A consistent and steady decline in shadow inventory, which is the number of residential properties that are in foreclosure but not being sold because the owner is waiting for price appreciation, has been a broad trend nationwide, according to National Association of Realtors (NAR) Chief Economist and SVP Lawrence Yun.
Yun wrote on the NAR's blog that a shorter shadow inventory, in addition to the shortage of visible inventory, will not help to relieve the low housing inventory situation.
"With new home construction still sluggish the housing inventory shortage could last longer," Yun said. "Home price increases in many parts of the country are nearly assured as a result. The price gains in some cases will be too fast and not good for the overall health of the local real estate market."
The percentage of all mortgages comprised of shadow inventory has fallen from 10 percent a few years ago at the height of the crisis down to 4.5 percent, which is essentially back to normal when put in terms of foreclosure starts (46 percent) according to Yun. The thin shadow inventory compared with rising home values has caused the share of distressed home sales to drop to single digits. Since there will be fewer properties sold at deep discounts, this will cause home prices to strengthen, Yun said.
"It also means that those practitioners who specialize in foreclosures or short-sales need to start thinking about a change in business models to normal home buyers and normal positive-equity home sellers," Yun wrote on the blog.

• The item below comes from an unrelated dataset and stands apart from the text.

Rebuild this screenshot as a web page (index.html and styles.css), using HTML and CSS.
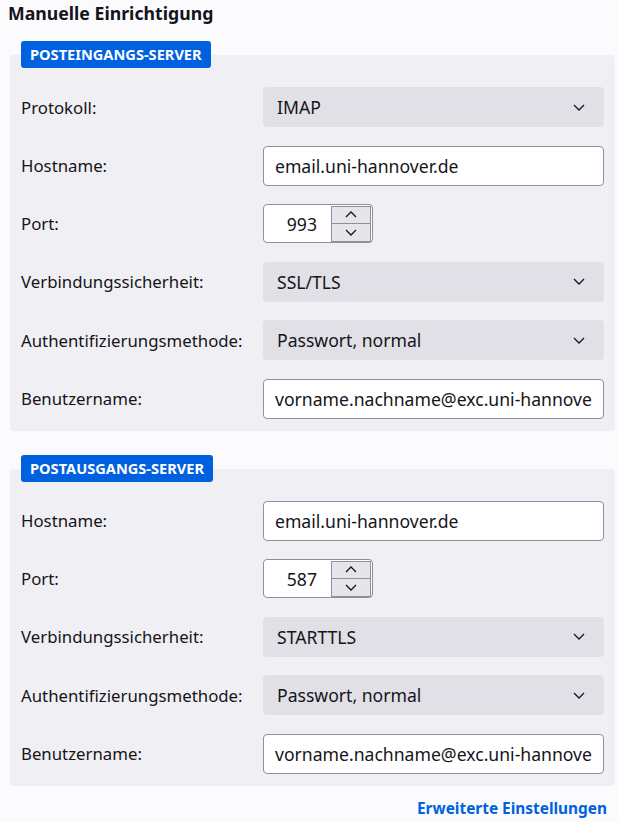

Since real estate is local, there are outliers to the general nationwide trend of shadow inventory decline. Shadow inventory remains high in some places such as New York and New Jersey, Yun said, and home prices will rise slowly in these areas. But since shadow inventory doesn't figure to convert into visible inventory in the foreseeable future, what needs to happen to solve the short housing supply problem?
"Investor-owned properties through a flip could show up on the market," Yun said. "However, most institutional investors who bought a few years ago are indicating a long-term hold to get rent gains which have been nice and profitable. The only true source of more supply is from homebuilders. Unfortunately, they are still not ramping up production to meet the market needs. Consequently, home price gains this year could be too fast for the country, easily rising double or triple the rate of income growth."